I was always the kid who cried when it was time to go home. The one who begged for one more minute in the pool or one more TV show before bed.

It’s not that I want more necessarily, it’s just that I’m not quite ready for whatever’s next. A here and now kinda girl, I’m always and forever just settling in to wherever I am.

So summer’s moving on. This fact both leaves me in deep denial and also some small amount of panic.

Because I’m only just now getting into the swim of it.

There are still projects undone, photographs not yet taken, adventures left on the list of places to go and all of a sudden, mums are out at the garden center!

Wait a minute, summer … I’m not ready!

Clearly, I need a plan.

Here’s how I’ll try to transition:

Find your loves. Look for what you love in whatever’s coming next. In fall, I love boots and jeans, wool blankets, football, plaids, pumpkins, cider donuts, and new notebooks. You may remember I have a thing for notebooks.  And, of course, there’s beautiful, New England foliage – summer’s going away party.

Learn something. I’m enrolling in a digital photography course starting in September. It was a summer list to-do, but easily carried over to fall. Hopes and dreams aren’t limited by  the date on the calendar. Check out your local adult education programs. Ours has everything from soap making to conversational Spanish to ballroom dancing.

Make room in the schedule. There’s still time for porch sitting, beach walking, and book reading. Build a fire in the pit out back to remember the weekend you went camping. Collect acorns instead of shells and trade salads for stews. See that’s the thing: there’s room in life to love it all. And live it all.

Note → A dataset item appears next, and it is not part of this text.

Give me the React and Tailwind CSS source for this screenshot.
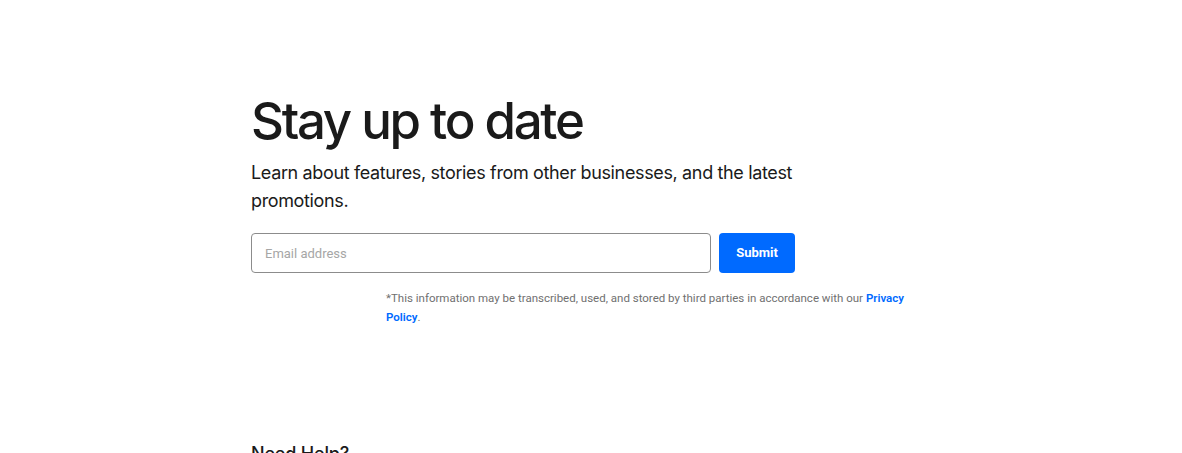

Spend time outside. There’s wide open  air out there, no matter the season. Sun to feel on your face. There are breezes and the smells carried by them. Say so long to the honking geese headed south and kick through the leaves gathering on the sidewalk. Bundle up and walk down the road through fall afternoons, pinking your cheeks and filling your lungs.

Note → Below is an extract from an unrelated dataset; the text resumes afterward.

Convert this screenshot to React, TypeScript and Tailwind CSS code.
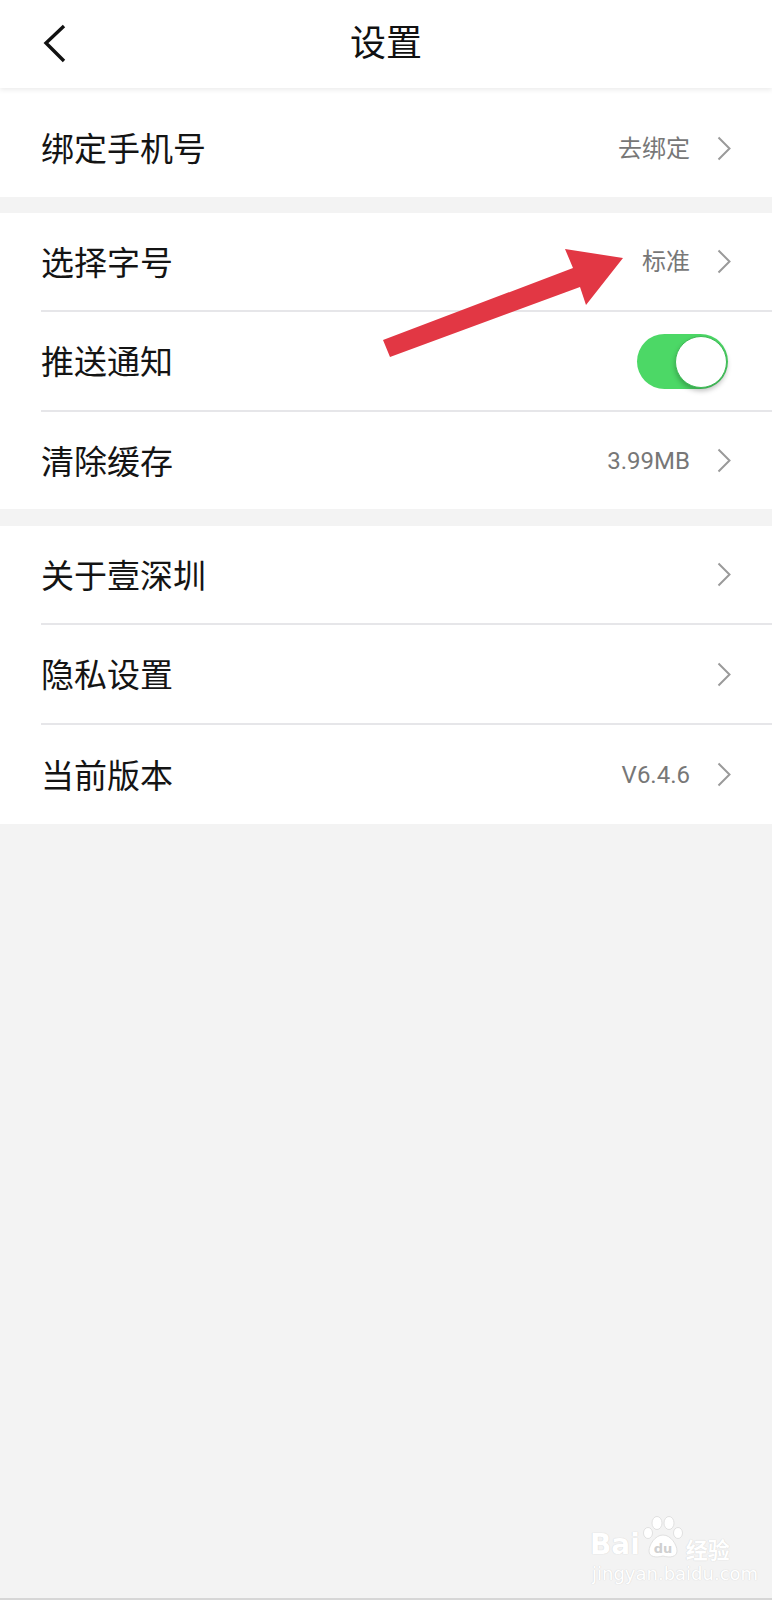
import React from "react";

const FONT = { fontFamily: 'Roboto, "Noto Sans CJK SC", sans-serif' };

function Chevron() {
  return (
    <svg width="14" height="25" viewBox="0 0 14 25" className="shrink-0">
      <polyline points="1.5,1.5 12.5,12.5 1.5,23.5" fill="none" stroke="#9a9a9a" strokeWidth="2" />
    </svg>
  );
}

function Row({ label, value, chevron = true, toggle = false, h = "h-[97px]" }: { label: string; value?: string; chevron?: boolean; toggle?: boolean; h?: string }) {
  return (
    <div className={`${h} flex items-center pl-[41px] pr-[41px] bg-white`}>
      <div className="flex-1 text-[33px] text-[#141414] leading-none pt-[3px]">{label}</div>
      {value && <div className="text-[24px] text-[#777777] leading-none mr-[27px] pt-[1px]">{value}</div>}
      {chevron && <Chevron />}
      {toggle && (
        <div className="w-[91px] h-[55px] rounded-full bg-[#4cd866] flex items-center justify-end pr-[1px] mr-[3px] mt-[1px]">
          <div className="w-[52px] h-[52px] rounded-full bg-white border border-[#3dbb55] shadow-[0_3px_5px_rgba(0,0,0,0.25)]" />
        </div>
      )}
    </div>
  );
}

function Divider() {
  return (
    <div className="bg-white pl-[41px]">
      <div className="h-[2px] bg-[#e6e6e9]" />
    </div>
  );
}

export default function App() {
  return (
    <div className="relative w-full h-[1600px] bg-[#f3f3f3] overflow-hidden" style={FONT}>
      <div className="relative z-10 h-[88px] bg-white flex items-center justify-center shadow-[0_2px_5px_rgba(0,0,0,0.08)]">
        <svg width="30" height="44" viewBox="0 0 30 44" className="absolute left-[38px] top-[22px]">
          <polyline points="26,4 8,21 26,39" fill="none" stroke="#111" strokeWidth="3.4" />
        </svg>
        <div className="text-[36px] text-[#111] leading-none mt-[0px]">设置</div>
      </div>

      <div className="bg-white pt-[11px]">
        <Row label="绑定手机号" value="去绑定" h="h-[98px]" />
      </div>

      <div className="h-[16px]" />
      <div className="bg-white">
        <Row label="选择字号" value="标准" />
        <Divider />
        <Row label="推送通知" chevron={false} toggle h="h-[98px]" />
        <Divider />
        <Row label="清除缓存" value="3.99MB" />
      </div>

      <div className="h-[17px]" />
      <div className="bg-white">
        <Row label="关于壹深圳" />
        <Divider />
        <Row label="隐私设置" h="h-[98px]" />
        <Divider />
        <Row label="当前版本" value="V6.4.6" h="h-[99px]" />
      </div>

      <svg className="absolute left-0 top-0 pointer-events-none" width="772" height="600" viewBox="0 0 772 600">
        <polygon points="383,340 573,268 565,249 623,258 586,305 580,287 390,357" fill="#e23744" />
      </svg>

      <div className="absolute left-[590px] top-[1515px] pointer-events-none select-none">
        <div className="flex items-end">
          <span className="text-[28px] font-bold leading-none text-white" style={{ fontFamily: '"DejaVu Sans", sans-serif', textShadow: "0 0 1px #d8d8d8, 0 0 1px #d8d8d8" }}>Bai</span>
          <span className="relative w-[42px] h-[44px] mx-[2px]">
            <svg width="42" height="44" viewBox="0 0 42 44" className="absolute left-0 top-0">
              <g fill="#fff" stroke="#d9d9d9" strokeWidth="0.8">
                <ellipse cx="6" cy="18" rx="4.5" ry="5.5" />
                <ellipse cx="15" cy="8" rx="5" ry="6.5" />
                <ellipse cx="27" cy="8" rx="5" ry="6.5" />
                <ellipse cx="36" cy="18" rx="4.5" ry="5.5" />
                <path d="M21 20 C13 20 7 30 7 36 C7 42 14 43 21 41 C28 43 35 42 35 36 C35 30 29 20 21 20 Z" />
              </g>
              <text x="21" y="38" textAnchor="middle" fontSize="13" fontWeight="bold" fill="#d0d0d0" style={{ fontFamily: '"DejaVu Sans", sans-serif' }}>du</text>
            </svg>
          </span>
          <span className="text-[22px] font-bold leading-none text-white" style={{ fontFamily: '"Noto Sans CJK SC", sans-serif', textShadow: "0 0 1px #d8d8d8, 0 0 1px #d8d8d8" }}>经验</span>
        </div>
        <div className="text-[18px] leading-none text-white mt-[6px] ml-[2px]" style={{ fontFamily: '"DejaVu Sans", sans-serif', textShadow: "0 0 1px #d8d8d8, 0 0 1px #d8d8d8" }}>jingyan.baidu.com</div>
      </div>

      <div className="absolute left-0 bottom-0 w-full h-[2px] bg-[#d6d6d6]" />
    </div>
  );
}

Think ahead. Of course we transition on other days and in other ways. We’re transitioning all the time from one season to the next, and from today to tomorrow. What kind of postcards will you want to send from this next season in your life? Where will you go? What souvenirs will you bring back with you?  Live in this one single day, but remember: Tomorrow’s ready for new memory making. Bring your camera.